> [Your task]: Report every line in the listing below where the string "React" shows up.

> [Source data]:

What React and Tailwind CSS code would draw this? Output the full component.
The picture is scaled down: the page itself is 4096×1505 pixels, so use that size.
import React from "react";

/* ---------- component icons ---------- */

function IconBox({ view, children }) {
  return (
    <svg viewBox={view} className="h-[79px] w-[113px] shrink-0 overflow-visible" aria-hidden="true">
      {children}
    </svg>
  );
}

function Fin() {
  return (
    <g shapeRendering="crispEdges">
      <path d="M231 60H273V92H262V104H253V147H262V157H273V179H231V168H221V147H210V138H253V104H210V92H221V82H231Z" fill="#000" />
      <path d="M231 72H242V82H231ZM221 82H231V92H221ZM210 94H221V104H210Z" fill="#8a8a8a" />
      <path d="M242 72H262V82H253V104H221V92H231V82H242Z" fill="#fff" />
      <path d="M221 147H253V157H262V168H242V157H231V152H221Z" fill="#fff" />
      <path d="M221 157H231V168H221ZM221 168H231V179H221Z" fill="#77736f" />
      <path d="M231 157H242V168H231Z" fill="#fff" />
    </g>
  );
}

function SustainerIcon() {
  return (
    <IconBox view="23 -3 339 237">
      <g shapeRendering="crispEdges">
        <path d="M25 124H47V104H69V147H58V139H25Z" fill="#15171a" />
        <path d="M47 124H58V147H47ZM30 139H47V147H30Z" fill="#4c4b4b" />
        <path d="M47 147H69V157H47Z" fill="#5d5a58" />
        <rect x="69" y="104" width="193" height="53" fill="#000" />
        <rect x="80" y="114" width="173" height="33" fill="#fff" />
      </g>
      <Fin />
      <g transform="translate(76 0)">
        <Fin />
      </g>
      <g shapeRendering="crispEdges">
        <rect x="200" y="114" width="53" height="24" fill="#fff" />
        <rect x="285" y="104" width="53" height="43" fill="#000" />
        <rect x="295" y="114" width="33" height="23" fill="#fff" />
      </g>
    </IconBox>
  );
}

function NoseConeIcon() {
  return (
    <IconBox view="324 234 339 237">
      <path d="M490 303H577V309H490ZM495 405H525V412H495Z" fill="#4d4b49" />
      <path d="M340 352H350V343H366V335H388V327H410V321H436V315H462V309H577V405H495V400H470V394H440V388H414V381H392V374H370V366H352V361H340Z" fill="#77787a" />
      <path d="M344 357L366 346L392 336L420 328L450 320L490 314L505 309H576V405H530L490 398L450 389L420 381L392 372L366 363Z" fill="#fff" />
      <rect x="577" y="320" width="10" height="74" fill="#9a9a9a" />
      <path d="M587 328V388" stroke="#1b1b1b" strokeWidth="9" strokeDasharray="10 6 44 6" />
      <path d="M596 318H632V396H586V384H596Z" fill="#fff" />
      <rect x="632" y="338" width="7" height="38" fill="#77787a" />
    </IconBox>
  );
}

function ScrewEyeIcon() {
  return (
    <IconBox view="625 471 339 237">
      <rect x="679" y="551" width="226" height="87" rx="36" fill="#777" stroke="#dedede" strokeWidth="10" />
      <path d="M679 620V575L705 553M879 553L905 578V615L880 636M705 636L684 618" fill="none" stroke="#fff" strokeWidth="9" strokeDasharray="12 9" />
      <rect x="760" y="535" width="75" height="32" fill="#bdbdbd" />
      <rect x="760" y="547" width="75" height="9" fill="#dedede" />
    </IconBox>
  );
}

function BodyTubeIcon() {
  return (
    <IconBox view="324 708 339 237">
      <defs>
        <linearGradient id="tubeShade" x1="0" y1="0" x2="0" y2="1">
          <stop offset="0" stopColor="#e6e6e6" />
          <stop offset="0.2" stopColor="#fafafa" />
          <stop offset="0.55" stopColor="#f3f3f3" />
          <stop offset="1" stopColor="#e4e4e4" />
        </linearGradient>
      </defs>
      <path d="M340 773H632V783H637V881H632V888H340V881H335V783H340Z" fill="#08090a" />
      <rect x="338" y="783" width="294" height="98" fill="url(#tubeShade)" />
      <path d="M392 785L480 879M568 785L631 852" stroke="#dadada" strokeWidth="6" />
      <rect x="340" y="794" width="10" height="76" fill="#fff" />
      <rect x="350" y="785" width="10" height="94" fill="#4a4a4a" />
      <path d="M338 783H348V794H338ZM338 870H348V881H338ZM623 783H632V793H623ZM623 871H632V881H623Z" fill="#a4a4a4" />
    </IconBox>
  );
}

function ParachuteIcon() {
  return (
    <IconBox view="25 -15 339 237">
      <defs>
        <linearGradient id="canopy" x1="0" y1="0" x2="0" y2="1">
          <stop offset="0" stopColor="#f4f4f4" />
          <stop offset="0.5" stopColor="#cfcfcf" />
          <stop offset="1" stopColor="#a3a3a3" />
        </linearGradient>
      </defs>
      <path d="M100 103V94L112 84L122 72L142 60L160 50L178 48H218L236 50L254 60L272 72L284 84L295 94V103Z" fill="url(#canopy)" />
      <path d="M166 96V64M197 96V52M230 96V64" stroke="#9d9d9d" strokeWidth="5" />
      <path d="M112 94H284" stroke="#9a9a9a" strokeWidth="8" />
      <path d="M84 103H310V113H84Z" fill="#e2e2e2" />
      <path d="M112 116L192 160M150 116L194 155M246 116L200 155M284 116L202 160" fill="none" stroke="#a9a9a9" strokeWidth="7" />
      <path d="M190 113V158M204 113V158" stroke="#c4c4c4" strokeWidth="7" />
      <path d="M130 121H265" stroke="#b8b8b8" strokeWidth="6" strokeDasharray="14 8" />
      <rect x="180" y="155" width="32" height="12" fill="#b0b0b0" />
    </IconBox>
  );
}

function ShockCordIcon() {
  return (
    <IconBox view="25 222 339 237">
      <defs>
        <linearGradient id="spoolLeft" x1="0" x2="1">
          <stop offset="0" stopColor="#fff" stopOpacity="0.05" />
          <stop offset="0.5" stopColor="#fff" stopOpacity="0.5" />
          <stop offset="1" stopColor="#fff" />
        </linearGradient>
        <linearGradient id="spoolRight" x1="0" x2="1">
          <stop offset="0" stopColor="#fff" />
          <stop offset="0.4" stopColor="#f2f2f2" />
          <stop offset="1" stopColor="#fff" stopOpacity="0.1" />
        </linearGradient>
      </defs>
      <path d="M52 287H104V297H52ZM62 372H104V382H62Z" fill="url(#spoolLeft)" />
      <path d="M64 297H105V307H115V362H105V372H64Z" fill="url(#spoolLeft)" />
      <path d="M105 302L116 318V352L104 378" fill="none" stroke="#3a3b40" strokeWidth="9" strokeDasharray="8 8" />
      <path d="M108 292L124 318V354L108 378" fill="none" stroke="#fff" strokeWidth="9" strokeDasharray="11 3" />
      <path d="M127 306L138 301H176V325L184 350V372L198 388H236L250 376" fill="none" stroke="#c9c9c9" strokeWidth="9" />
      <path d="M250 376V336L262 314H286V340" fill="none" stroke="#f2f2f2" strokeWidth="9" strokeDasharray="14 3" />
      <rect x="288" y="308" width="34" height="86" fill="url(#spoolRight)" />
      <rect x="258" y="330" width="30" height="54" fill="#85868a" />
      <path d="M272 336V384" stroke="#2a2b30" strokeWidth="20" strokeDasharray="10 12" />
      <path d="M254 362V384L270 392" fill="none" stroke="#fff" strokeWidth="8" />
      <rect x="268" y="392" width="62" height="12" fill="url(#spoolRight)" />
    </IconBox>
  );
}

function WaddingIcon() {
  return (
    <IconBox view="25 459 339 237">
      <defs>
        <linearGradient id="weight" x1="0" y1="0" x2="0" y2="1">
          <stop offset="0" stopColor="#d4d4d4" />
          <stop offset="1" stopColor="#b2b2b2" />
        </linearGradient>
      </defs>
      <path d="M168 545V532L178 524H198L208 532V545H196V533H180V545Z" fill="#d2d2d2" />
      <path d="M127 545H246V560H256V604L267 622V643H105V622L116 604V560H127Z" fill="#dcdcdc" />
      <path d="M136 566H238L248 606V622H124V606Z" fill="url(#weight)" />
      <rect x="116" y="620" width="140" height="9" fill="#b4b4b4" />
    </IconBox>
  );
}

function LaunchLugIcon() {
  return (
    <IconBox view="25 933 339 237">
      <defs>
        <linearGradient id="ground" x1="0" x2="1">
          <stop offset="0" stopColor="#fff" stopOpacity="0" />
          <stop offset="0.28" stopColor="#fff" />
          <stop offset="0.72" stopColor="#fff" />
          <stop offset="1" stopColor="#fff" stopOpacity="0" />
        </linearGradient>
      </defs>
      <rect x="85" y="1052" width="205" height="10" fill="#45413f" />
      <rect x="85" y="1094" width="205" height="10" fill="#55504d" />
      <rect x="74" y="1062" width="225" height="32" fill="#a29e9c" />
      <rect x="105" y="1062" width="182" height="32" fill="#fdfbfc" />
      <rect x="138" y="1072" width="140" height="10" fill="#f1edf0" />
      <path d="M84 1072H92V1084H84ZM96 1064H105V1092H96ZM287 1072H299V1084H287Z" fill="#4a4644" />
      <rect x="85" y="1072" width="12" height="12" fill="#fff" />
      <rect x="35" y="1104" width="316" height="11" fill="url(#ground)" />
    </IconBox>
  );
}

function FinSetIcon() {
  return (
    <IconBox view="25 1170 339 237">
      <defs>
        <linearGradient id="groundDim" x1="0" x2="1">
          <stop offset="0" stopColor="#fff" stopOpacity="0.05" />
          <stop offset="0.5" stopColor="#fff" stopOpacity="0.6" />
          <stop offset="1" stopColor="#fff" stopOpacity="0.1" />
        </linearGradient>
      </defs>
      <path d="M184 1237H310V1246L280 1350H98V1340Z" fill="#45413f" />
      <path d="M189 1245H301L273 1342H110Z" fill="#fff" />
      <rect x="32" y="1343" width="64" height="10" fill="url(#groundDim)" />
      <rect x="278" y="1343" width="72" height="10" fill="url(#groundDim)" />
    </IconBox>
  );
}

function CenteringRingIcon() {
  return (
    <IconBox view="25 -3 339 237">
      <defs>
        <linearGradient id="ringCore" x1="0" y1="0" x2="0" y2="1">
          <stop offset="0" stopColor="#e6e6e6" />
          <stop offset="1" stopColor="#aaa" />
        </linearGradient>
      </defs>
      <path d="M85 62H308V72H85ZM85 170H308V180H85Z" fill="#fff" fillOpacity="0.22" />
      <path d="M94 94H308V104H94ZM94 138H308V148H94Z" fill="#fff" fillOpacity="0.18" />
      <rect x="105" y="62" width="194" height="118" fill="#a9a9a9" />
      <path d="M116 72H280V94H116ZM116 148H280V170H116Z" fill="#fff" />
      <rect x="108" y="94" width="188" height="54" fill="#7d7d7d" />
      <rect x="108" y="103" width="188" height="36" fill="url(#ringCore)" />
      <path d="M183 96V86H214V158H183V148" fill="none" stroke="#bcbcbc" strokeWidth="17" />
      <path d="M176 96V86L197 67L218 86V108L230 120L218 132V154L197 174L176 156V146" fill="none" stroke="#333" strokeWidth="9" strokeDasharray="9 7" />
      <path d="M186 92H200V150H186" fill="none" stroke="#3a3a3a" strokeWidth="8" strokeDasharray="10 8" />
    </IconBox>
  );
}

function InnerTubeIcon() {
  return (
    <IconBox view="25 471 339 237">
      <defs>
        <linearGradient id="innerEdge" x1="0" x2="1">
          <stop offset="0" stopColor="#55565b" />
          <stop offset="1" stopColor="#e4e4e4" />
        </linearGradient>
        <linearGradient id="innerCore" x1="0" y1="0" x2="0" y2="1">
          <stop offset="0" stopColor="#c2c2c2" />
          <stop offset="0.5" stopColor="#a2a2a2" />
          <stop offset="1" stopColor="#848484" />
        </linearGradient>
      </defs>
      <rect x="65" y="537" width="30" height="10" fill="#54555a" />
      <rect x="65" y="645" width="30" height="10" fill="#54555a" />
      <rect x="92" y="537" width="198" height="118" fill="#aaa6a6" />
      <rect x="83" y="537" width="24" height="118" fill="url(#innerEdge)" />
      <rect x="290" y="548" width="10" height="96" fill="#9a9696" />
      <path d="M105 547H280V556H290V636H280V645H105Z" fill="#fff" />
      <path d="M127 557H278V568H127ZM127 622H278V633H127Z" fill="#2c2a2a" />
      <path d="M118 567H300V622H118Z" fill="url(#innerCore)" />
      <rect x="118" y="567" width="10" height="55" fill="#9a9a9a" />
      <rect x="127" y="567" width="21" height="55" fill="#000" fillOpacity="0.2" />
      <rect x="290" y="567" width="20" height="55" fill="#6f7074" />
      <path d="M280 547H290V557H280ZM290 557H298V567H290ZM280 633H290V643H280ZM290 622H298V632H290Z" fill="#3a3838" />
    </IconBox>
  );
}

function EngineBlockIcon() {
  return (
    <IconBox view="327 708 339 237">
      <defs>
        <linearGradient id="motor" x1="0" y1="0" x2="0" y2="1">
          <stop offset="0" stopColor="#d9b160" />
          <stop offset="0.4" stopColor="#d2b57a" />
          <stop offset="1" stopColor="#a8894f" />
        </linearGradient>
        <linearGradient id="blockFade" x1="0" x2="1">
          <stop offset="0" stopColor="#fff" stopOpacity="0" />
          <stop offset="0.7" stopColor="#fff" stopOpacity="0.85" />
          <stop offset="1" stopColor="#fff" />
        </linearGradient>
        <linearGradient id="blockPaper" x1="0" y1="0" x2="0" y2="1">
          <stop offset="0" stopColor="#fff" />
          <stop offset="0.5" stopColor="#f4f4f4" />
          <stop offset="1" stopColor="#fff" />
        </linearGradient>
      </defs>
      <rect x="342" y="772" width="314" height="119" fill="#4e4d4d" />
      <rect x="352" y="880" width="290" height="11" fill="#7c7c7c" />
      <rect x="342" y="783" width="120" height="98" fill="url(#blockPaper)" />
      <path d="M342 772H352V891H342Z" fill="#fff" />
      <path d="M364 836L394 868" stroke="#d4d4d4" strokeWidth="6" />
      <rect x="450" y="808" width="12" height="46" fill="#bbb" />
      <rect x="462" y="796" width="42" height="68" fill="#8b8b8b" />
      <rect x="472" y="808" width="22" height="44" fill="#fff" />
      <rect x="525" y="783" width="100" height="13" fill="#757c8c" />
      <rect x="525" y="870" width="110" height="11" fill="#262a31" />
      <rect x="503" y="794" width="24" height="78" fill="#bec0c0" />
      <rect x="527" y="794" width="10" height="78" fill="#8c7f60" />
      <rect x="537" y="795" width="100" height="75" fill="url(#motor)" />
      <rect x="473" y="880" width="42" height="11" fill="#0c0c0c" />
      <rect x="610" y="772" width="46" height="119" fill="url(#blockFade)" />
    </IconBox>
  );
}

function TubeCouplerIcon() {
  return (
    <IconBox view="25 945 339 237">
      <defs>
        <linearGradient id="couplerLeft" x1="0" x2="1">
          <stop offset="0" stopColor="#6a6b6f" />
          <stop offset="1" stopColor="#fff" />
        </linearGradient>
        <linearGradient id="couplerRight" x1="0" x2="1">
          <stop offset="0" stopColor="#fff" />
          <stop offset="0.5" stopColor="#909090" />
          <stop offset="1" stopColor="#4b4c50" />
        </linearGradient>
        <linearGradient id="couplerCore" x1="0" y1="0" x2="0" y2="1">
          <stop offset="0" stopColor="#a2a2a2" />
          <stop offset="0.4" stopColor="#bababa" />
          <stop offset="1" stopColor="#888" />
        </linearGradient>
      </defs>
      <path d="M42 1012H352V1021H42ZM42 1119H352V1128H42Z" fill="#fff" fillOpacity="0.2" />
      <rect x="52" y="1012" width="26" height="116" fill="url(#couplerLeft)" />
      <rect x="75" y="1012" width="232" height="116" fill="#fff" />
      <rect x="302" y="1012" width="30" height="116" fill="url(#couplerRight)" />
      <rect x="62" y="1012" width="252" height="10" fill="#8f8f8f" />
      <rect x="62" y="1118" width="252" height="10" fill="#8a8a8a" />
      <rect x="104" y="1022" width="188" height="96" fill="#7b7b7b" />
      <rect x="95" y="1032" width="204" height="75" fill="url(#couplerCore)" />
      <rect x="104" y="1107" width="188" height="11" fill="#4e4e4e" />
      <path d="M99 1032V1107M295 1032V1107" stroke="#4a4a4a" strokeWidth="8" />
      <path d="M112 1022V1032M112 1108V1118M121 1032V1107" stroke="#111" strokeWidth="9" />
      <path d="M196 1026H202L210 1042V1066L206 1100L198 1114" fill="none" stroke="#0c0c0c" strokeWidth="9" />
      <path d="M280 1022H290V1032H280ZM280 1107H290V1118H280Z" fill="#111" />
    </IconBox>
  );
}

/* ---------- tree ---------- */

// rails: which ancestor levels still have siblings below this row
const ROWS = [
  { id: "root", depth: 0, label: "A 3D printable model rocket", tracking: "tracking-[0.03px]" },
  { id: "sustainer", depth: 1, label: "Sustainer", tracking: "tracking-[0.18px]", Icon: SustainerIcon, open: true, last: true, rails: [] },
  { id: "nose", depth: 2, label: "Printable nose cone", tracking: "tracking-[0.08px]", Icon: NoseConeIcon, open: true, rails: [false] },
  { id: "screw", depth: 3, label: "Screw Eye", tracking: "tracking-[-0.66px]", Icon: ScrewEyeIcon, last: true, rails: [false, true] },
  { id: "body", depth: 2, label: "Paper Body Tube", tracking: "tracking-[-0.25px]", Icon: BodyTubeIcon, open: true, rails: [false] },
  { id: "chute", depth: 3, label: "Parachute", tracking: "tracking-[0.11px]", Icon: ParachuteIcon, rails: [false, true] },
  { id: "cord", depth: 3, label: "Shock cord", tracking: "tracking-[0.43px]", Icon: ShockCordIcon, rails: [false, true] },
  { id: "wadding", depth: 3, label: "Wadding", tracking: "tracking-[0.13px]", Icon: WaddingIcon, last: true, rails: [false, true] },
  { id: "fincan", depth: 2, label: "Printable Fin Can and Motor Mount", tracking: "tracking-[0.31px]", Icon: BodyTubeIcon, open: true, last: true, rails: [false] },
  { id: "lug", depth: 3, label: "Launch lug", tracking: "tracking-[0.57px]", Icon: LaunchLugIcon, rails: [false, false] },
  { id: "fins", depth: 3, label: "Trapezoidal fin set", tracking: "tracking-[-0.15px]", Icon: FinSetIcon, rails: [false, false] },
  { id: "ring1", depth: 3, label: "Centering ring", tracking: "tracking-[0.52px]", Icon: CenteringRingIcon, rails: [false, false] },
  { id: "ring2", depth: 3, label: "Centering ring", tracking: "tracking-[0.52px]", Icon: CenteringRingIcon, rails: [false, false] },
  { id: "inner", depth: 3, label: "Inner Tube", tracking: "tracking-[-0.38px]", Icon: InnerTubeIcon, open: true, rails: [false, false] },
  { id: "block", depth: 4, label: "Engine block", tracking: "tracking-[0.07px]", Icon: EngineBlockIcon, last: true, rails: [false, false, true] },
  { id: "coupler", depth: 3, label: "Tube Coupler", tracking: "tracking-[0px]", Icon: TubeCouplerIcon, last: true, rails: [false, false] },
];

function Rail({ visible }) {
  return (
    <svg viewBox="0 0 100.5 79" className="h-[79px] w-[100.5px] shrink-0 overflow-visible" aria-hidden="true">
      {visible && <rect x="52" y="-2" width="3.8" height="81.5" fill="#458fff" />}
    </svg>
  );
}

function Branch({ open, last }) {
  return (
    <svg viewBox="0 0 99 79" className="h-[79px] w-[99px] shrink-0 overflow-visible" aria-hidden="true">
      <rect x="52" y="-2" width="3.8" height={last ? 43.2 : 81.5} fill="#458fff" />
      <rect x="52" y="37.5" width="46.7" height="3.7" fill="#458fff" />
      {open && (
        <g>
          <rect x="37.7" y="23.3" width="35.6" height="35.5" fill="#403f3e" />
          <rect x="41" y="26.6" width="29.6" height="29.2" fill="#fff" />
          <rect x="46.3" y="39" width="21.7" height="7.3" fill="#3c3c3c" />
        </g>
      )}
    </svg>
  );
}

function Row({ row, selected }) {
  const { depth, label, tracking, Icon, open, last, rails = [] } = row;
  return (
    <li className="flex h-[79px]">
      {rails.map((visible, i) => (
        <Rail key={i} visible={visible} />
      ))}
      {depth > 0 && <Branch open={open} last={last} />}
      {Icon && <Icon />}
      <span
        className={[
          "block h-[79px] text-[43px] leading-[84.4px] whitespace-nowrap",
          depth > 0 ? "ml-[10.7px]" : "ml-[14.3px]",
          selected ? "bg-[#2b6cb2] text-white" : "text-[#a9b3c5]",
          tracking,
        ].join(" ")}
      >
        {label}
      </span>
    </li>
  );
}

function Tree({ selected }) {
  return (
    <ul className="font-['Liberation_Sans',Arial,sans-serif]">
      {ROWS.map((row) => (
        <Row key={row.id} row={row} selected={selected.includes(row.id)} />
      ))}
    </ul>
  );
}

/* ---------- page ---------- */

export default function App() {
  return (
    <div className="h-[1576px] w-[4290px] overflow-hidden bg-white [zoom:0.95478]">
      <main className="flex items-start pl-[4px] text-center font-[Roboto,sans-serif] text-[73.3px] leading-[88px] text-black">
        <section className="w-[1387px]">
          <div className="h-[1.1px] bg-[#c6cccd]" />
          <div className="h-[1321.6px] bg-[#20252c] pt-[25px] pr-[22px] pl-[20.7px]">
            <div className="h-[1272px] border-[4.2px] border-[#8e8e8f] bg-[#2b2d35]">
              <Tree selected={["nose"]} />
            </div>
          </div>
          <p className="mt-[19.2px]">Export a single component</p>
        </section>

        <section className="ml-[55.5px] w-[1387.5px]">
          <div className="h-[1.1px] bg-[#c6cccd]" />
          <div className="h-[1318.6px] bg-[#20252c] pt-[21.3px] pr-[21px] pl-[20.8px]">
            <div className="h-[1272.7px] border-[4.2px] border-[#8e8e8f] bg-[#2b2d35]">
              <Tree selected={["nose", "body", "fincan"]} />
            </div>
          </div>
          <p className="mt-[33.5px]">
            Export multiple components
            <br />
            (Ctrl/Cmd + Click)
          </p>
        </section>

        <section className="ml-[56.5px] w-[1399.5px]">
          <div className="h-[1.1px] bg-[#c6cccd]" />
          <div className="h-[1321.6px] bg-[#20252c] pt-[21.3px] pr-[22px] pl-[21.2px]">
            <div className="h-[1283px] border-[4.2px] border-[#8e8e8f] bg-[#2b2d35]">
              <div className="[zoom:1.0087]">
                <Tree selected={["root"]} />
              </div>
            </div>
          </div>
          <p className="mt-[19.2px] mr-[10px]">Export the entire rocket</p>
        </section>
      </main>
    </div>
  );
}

> [Solution to this task]:
What React and Tailwind CSS code would draw this? Output the full component.
import React from "react";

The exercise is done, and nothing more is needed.